►

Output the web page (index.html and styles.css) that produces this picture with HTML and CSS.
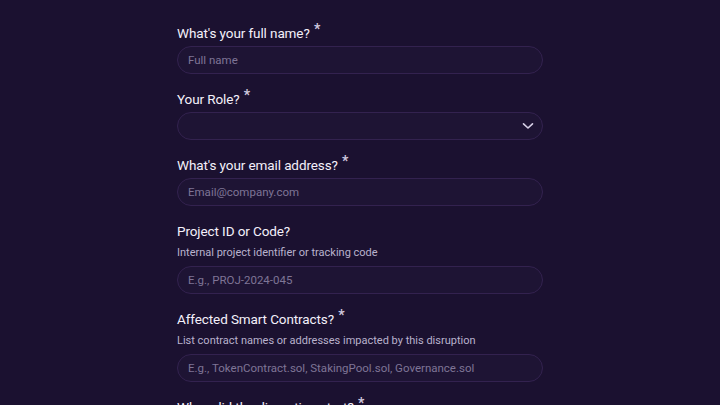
FILE: index.html
```html
<!DOCTYPE html>
<html lang="en">
<head>
<meta charset="utf-8">
<title>Form</title>
<link rel="stylesheet" href="styles.css">
</head>
<body>
<form class="form">
  <div class="field">
    <label class="label">What's your full name? <span class="req">*</span></label>
    <div class="input"><span class="ph">Full name</span></div>
  </div>
  <div class="field">
    <label class="label">Your Role? <span class="req">*</span></label>
    <div class="input select">
      <span class="ph"></span>
      <svg class="chev" width="12" height="8" viewBox="0 0 12 8" aria-hidden="true"><path d="M1.5 1.8 L6 6 L10.5 1.8" fill="none" stroke="#d6cfe6" stroke-width="1.6" stroke-linecap="round" stroke-linejoin="round"/></svg>
    </div>
  </div>
  <div class="field">
    <label class="label">What's your email address? <span class="req">*</span></label>
    <div class="input"><span class="ph">Email@company.com</span></div>
  </div>
  <div class="field">
    <label class="label">Project ID or Code?</label>
    <p class="desc">Internal project identifier or tracking code</p>
    <div class="input"><span class="ph">E.g., PROJ-2024-045</span></div>
  </div>
  <div class="field">
    <label class="label">Affected Smart Contracts? <span class="req">*</span></label>
    <p class="desc">List contract names or addresses impacted by this disruption</p>
    <div class="input"><span class="ph">E.g., TokenContract.sol, StakingPool.sol, Governance.sol</span></div>
  </div>
  <div class="field">
    <label class="label">When did the disruption start? <span class="req">*</span></label>
    <div class="input"><span class="ph"></span></div>
  </div>
</form>
</body>
</html>
```

FILE: styles.css
```css
html, body {
  margin: 0;
  padding: 0;
  background: #1b1130;
  height: 100%;
  overflow: hidden;
}
body {
  font-family: "Roboto", "Noto Sans", sans-serif;
  color: #f1eef8;
}
.form {
  width: 366px;
  margin: 0 auto;
  padding-top: 24px;
  display: flex;
  flex-direction: column;
  gap: 16px;
}
.field {
  display: flex;
  flex-direction: column;
}
.label {
  font-size: 13.5px;
  line-height: 18px;
  font-weight: 400;
  color: #f3f0fa;
  margin-bottom: 4px;
  letter-spacing: -0.1px;
}
.req {
  font-size: 14px;
  font-weight: 700;
  vertical-align: 4px;
  line-height: 0;
  color: #cfc8de;
  margin-left: 1px;
}
.desc {
  margin: 1px 0 5px 0;
  font-size: 11px;
  line-height: 16px;
  color: #b9b1cd;
  letter-spacing: 0;
}
.input {
  box-sizing: border-box;
  height: 28px;
  border: 1px solid #33224f;
  border-radius: 14px;
  background: #1e1434;
  display: flex;
  align-items: center;
  justify-content: space-between;
  padding: 0 8px 0 10px;
}
.ph {
  font-size: 11.5px;
  color: #7e7596;
  letter-spacing: 0;
}
.chev {
  display: block;
}
```
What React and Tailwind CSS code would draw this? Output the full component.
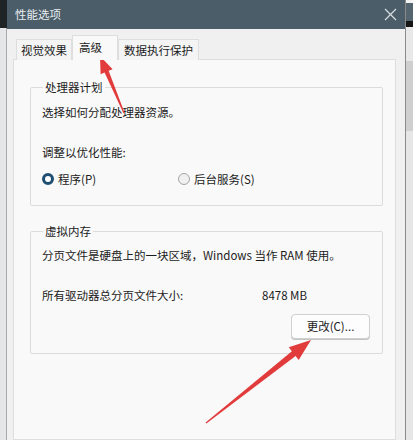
import React from "react";

const font = { fontFamily: '"Noto Sans CJK SC", "Noto Sans", sans-serif' };

// polygon points for a tapered red arrow, from tail to tip
const arrowPoints = (tail, tip, headLen, headW, shaftW) => {
  const dx = tip[0] - tail[0];
  const dy = tip[1] - tail[1];
  const len = Math.hypot(dx, dy);
  const ux = dx / len;
  const uy = dy / len;
  const nx = -uy;
  const ny = ux;
  const bx = tip[0] - ux * headLen;
  const by = tip[1] - uy * headLen;
  const pts = [
    [tail[0] + nx * 0.6, tail[1] + ny * 0.6],
    [bx + nx * shaftW, by + ny * shaftW],
    [bx + nx * headW, by + ny * headW],
    tip,
    [bx - nx * headW, by - ny * headW],
    [bx - nx * shaftW, by - ny * shaftW],
    [tail[0] - nx * 0.6, tail[1] - ny * 0.6],
  ];
  return pts.map((p) => p.join(",")).join(" ");
};

const Radio = ({ checked, label }) => (
  <label className="flex items-center gap-[4px]">
    {checked ? (
      <span className="w-[12px] h-[12px] rounded-full border-[3px] border-[#1d4f73] bg-white" />
    ) : (
      <span className="w-[12px] h-[12px] rounded-full border border-[#a5a5a5] bg-[#f0f0f0]" />
    )}
    <span>{label}</span>
  </label>
);

const App = () => {
  return (
    <div
      className="relative w-[413px] h-[440px] overflow-hidden flex bg-[#e2e2e2] text-[11.5px] text-[#1b1b1b]"
      style={font}
    >
      {/* left background strip */}
      <div className="w-[7px] flex flex-col">
        <div className="h-[28px] bg-[#1e2326]" />
        <div className="flex-1 bg-[#e4e6e8] border-r border-[#a9a9a9]" />
      </div>

      {/* dialog */}
      <div className="w-[398px] flex flex-col">
        <div className="h-[29px] bg-[#4a5d69] flex items-center justify-between pl-[8px] pr-[8px]">
          <span className="text-[#e9eef0]">性能选项</span>
          <svg width="13" height="13" viewBox="0 0 13 13">
            <path d="M1 1 L12 12 M12 1 L1 12" stroke="#d6dde1" strokeWidth="1.2" />
          </svg>
        </div>

        <div className="flex-1 bg-[#f0f0f0] flex flex-col pl-[6px] pr-[9px] pt-[6px]">
          {/* tabs */}
          <div className="flex items-end h-[25px] pl-[3px] -mb-px relative z-10">
            <div className="h-[21px] px-[4px] pt-px flex items-center bg-[#f4f4f4] border border-b-0 border-[#dedede]">
              视觉效果
            </div>
            <div className="h-[25px] w-[46px] px-[6px] pb-px flex items-center bg-[#f9f9f9] border border-b-0 border-[#dedede]">
              高级
            </div>
            <div className="h-[21px] px-[5px] pt-px flex items-center bg-[#f4f4f4] border border-b-0 border-[#dedede]">
              数据执行保护
            </div>
          </div>

          {/* tab panel */}
          <div className="flex-1 bg-[#f9f9f9] border border-[#dedede] pl-[16px] pr-[12px] pt-[19px]">
            <fieldset className="border border-[#dcdcdc] rounded-[2px] pl-[11px] pr-[11px] h-[127px]">
              <legend className="px-[2px] ml-px leading-[16px]">处理器计划</legend>
              <div className="mt-[9px] leading-[16px]">选择如何分配处理器资源。</div>
              <div className="mt-[24px] leading-[16px]">调整以优化性能:</div>
              <div className="mt-[11px] flex leading-[16px]">
                <div className="w-[136px]">
                  <Radio checked label="程序(P)" />
                </div>
                <Radio label="后台服务(S)" />
              </div>
            </fieldset>

            <fieldset className="mt-[17px] border border-[#dcdcdc] rounded-[2px] pl-[11px] pr-[12px] h-[131px]">
              <legend className="px-[2px] ml-px leading-[16px]">虚拟内存</legend>
              <div className="mt-[8px] leading-[16px]">分页文件是硬盘上的一块区域，Windows 当作 RAM 使用。</div>
              <div className="mt-[24px] flex leading-[16px]">
                <span className="w-[220px]">所有驱动器总分页文件大小:</span>
                <span>8478 MB</span>
              </div>
              <div className="mt-[11px] flex justify-end">
                <button className="w-[79px] h-[25px] bg-[#fdfdfd] border border-[#d0d0d0] rounded-[4px] shadow-[0_1px_0_#c4c4c4] text-[11.5px]">
                  更改(C)...
                </button>
              </div>
            </fieldset>
          </div>
        </div>
      </div>

      {/* right background strip */}
      <div className="w-[8px] flex flex-col border-l border-[#8a8a8a]">
        <div className="h-[3px] bg-[#f2f2f2]" />
        <div className="h-[18px] bg-[#55656f]" />
        <div className="h-[6px] bg-[#151515]" />
        <div className="h-[34px] bg-[#e8e8e8]" />
        <div className="h-[70px] bg-[#cfcfcf]" />
        <div className="flex-1 bg-[#e6e6e6]" />
      </div>

      {/* red annotation arrows */}
      <svg className="absolute inset-0 pointer-events-none" width="413" height="440">
        <polygon points={arrowPoints([124, 113], [100, 56], 17, 6.5, 2.2)} fill="#e23b3b" />
        <polygon points={arrowPoints([206, 423], [311, 340], 22, 8, 3)} fill="#e23b3b" />
      </svg>
    </div>
  );
};

export default App;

◄

WHAT YOU HAVE TO DO » Gather up every line from the listing above in which the word "index" occurs.

WORKED SOLUTION »
Output the web page (index.html and styles.css) that produces this picture with HTML and CSS.
FILE: index.html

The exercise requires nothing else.